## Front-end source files
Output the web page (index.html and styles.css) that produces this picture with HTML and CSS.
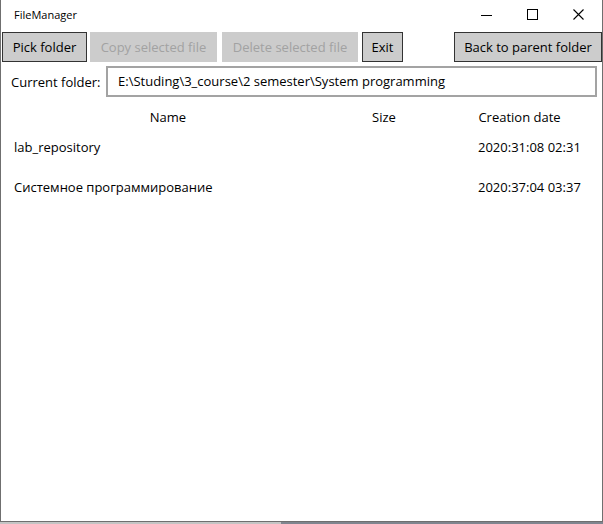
FILE: index.html
```html
<!DOCTYPE html>
<html>
<head>
<meta charset="utf-8">
<link rel="stylesheet" href="styles.css">
</head>
<body>
<div class="window">
  <div class="titlebar">
    <span class="title">FileManager</span>
    <div class="controls">
      <span class="ctl"><svg width="12" height="12" viewBox="0 0 12 12"><path d="M0 6.5H11" stroke="#000" stroke-width="1" fill="none"/></svg></span>
      <span class="ctl"><svg width="12" height="12" viewBox="0 0 12 12"><rect x="0.5" y="0.5" width="10" height="10" stroke="#000" stroke-width="1" fill="none"/></svg></span>
      <span class="ctl"><svg width="12" height="12" viewBox="0 0 12 12"><path d="M0.5 0.5L10.5 10.5M10.5 0.5L0.5 10.5" stroke="#000" stroke-width="1.1" fill="none"/></svg></span>
    </div>
  </div>
  <div class="toolbar">
    <button class="btn btn-pick">Pick folder</button>
    <button class="btn btn-copy" disabled>Copy selected file</button>
    <button class="btn btn-delete" disabled>Delete selected file</button>
    <button class="btn btn-exit">Exit</button>
    <button class="btn btn-back">Back to parent folder</button>
  </div>
  <div class="pathrow">
    <span class="label">Current folder:</span>
    <div class="pathbox">E:\Studing\3_course\2 semester\System programming</div>
  </div>
  <div class="list">
    <div class="head name">Name</div>
    <div class="head size">Size</div>
    <div class="head date">Creation date</div>

    <div class="cell name">lab_repository</div>
    <div class="cell size"></div>
    <div class="cell date">2020:31:08 02:31</div>

    <div class="cell name">Системное программирование</div>
    <div class="cell size"></div>
    <div class="cell date">2020:37:04 03:37</div>
  </div>
</div>
<div class="shadow"><div class="shadow-a"></div><div class="shadow-b"></div></div>
</body>
</html>
```
FILE: styles.css
```css
html, body {
  margin: 0;
  padding: 0;
  background: #ffffff;
}
body {
  font-family: "Open Sans", "Noto Sans", "DejaVu Sans", sans-serif;
  color: #000;
  width: 603px;
  height: 524px;
  overflow: hidden;
}
.window {
  box-sizing: border-box;
  width: 603px;
  height: 522px;
  border-left: 1px solid #6f6f6f;
  border-right: 1px solid #6f6f6f;
  border-bottom: 1px solid #6f6f6f;
  background: #fff;
  display: flex;
  flex-direction: column;
}
.titlebar {
  height: 32px;
  display: flex;
  align-items: center;
  justify-content: space-between;
}
.title {
  font-size: 11px;
  padding-left: 13px;
  padding-bottom: 3px;
}
.controls {
  display: flex;
  height: 32px;
  padding-bottom: 2px;
  box-sizing: border-box;
}
.ctl {
  width: 46px;
  display: flex;
  align-items: center;
  justify-content: center;
}
.ctl svg { display: block; }
.toolbar {
  display: flex;
  align-items: stretch;
  height: 30px;
  padding-left: 1px;
}
.btn {
  font-family: inherit;
  font-size: 13px;
  background: #cccccc;
  border: 1px solid #333333;
  color: #000;
  padding: 0;
  margin: 0;
  height: 30px;
  box-sizing: border-box;
}
.btn:disabled {
  border-color: #cccccc;
  color: #a2a2a2;
}
.btn-pick { width: 85px; }
.btn-copy { width: 127px; margin-left: 3px; }
.btn-delete { width: 136px; margin-left: 5px; }
.btn-exit { width: 41px; margin-left: 4px; }
.btn-back { width: 148px; margin-left: auto; }
.pathrow {
  display: flex;
  align-items: center;
  margin-top: 4px;
  height: 31px;
}
.label {
  font-size: 13px;
  padding-left: 10px;
  width: 95px;
}
.pathbox {
  box-sizing: border-box;
  width: 491px;
  height: 31px;
  border: 2px solid #a3a3a3;
  font-size: 13px;
  line-height: 27px;
  padding-left: 10px;
}
.list {
  display: grid;
  grid-template-columns: 334px 98px 1fr;
  grid-auto-rows: 40px;
  grid-template-rows: 30px;
  margin-top: 5px;
  font-size: 13px;
}
.head {
  text-align: center;
  line-height: 30px;
}
.head.date { padding-left: 4px; }
.cell {
  line-height: 30px;
}
.cell.name { padding-left: 13px; }
.cell.date { padding-left: 45px; }
.shadow {
  display: flex;
  height: 2px;
}
.shadow-a { width: 281px; background: #c4c4c4; }
.shadow-b { flex: 1; background: #80858f; }
```
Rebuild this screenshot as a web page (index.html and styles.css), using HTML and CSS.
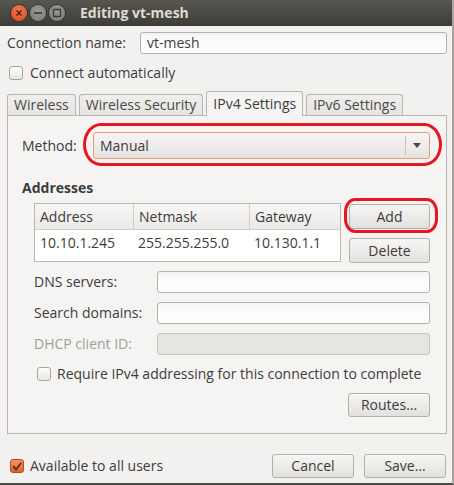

## PROBLEM TO WORK ON
Omit any images, then output the listing exactly.

## CORRECT ANSWER
Output the web page (index.html and styles.css) that produces this picture with HTML and CSS.
FILE: index.html
```html
<!DOCTYPE html>
<html>
<head>
<meta charset="utf-8">
<link rel="stylesheet" href="styles.css">
</head>
<body>
<div class="window">
  <div class="titlebar">
    <span class="title">FileManager</span>
    <div class="controls">
      <span class="ctl"><svg width="12" height="12" viewBox="0 0 12 12"><path d="M0 6.5H11" stroke="#000" stroke-width="1" fill="none"/></svg></span>
      <span class="ctl"><svg width="12" height="12" viewBox="0 0 12 12"><rect x="0.5" y="0.5" width="10" height="10" stroke="#000" stroke-width="1" fill="none"/></svg></span>
      <span class="ctl"><svg width="12" height="12" viewBox="0 0 12 12"><path d="M0.5 0.5L10.5 10.5M10.5 0.5L0.5 10.5" stroke="#000" stroke-width="1.1" fill="none"/></svg></span>
    </div>
  </div>
  <div class="toolbar">
    <button class="btn btn-pick">Pick folder</button>
    <button class="btn btn-copy" disabled>Copy selected file</button>
    <button class="btn btn-delete" disabled>Delete selected file</button>
    <button class="btn btn-exit">Exit</button>
    <button class="btn btn-back">Back to parent folder</button>
  </div>
  <div class="pathrow">
    <span class="label">Current folder:</span>
    <div class="pathbox">E:\Studing\3_course\2 semester\System programming</div>
  </div>
  <div class="list">
    <div class="head name">Name</div>
    <div class="head size">Size</div>
    <div class="head date">Creation date</div>

    <div class="cell name">lab_repository</div>
    <div class="cell size"></div>
    <div class="cell date">2020:31:08 02:31</div>

    <div class="cell name">Системное программирование</div>
    <div class="cell size"></div>
    <div class="cell date">2020:37:04 03:37</div>
  </div>
</div>
<div class="shadow"><div class="shadow-a"></div><div class="shadow-b"></div></div>
</body>
</html>
```
FILE: styles.css
```css
html, body {
  margin: 0;
  padding: 0;
  background: #ffffff;
}
body {
  font-family: "Open Sans", "Noto Sans", "DejaVu Sans", sans-serif;
  color: #000;
  width: 603px;
  height: 524px;
  overflow: hidden;
}
.window {
  box-sizing: border-box;
  width: 603px;
  height: 522px;
  border-left: 1px solid #6f6f6f;
  border-right: 1px solid #6f6f6f;
  border-bottom: 1px solid #6f6f6f;
  background: #fff;
  display: flex;
  flex-direction: column;
}
.titlebar {
  height: 32px;
  display: flex;
  align-items: center;
  justify-content: space-between;
}
.title {
  font-size: 11px;
  padding-left: 13px;
  padding-bottom: 3px;
}
.controls {
  display: flex;
  height: 32px;
  padding-bottom: 2px;
  box-sizing: border-box;
}
.ctl {
  width: 46px;
  display: flex;
  align-items: center;
  justify-content: center;
}
.ctl svg { display: block; }
.toolbar {
  display: flex;
  align-items: stretch;
  height: 30px;
  padding-left: 1px;
}
.btn {
  font-family: inherit;
  font-size: 13px;
  background: #cccccc;
  border: 1px solid #333333;
  color: #000;
  padding: 0;
  margin: 0;
  height: 30px;
  box-sizing: border-box;
}
.btn:disabled {
  border-color: #cccccc;
  color: #a2a2a2;
}
.btn-pick { width: 85px; }
.btn-copy { width: 127px; margin-left: 3px; }
.btn-delete { width: 136px; margin-left: 5px; }
.btn-exit { width: 41px; margin-left: 4px; }
.btn-back { width: 148px; margin-left: auto; }
.pathrow {
  display: flex;
  align-items: center;
  margin-top: 4px;
  height: 31px;
}
.label {
  font-size: 13px;
  padding-left: 10px;
  width: 95px;
}
.pathbox {
  box-sizing: border-box;
  width: 491px;
  height: 31px;
  border: 2px solid #a3a3a3;
  font-size: 13px;
  line-height: 27px;
  padding-left: 10px;
}
.list {
  display: grid;
  grid-template-columns: 334px 98px 1fr;
  grid-auto-rows: 40px;
  grid-template-rows: 30px;
  margin-top: 5px;
  font-size: 13px;
}
.head {
  text-align: center;
  line-height: 30px;
}
.head.date { padding-left: 4px; }
.cell {
  line-height: 30px;
}
.cell.name { padding-left: 13px; }
.cell.date { padding-left: 45px; }
.shadow {
  display: flex;
  height: 2px;
}
.shadow-a { width: 281px; background: #c4c4c4; }
.shadow-b { flex: 1; background: #80858f; }
```
Rebuild this screenshot as a web page (index.html and styles.css), using HTML and CSS.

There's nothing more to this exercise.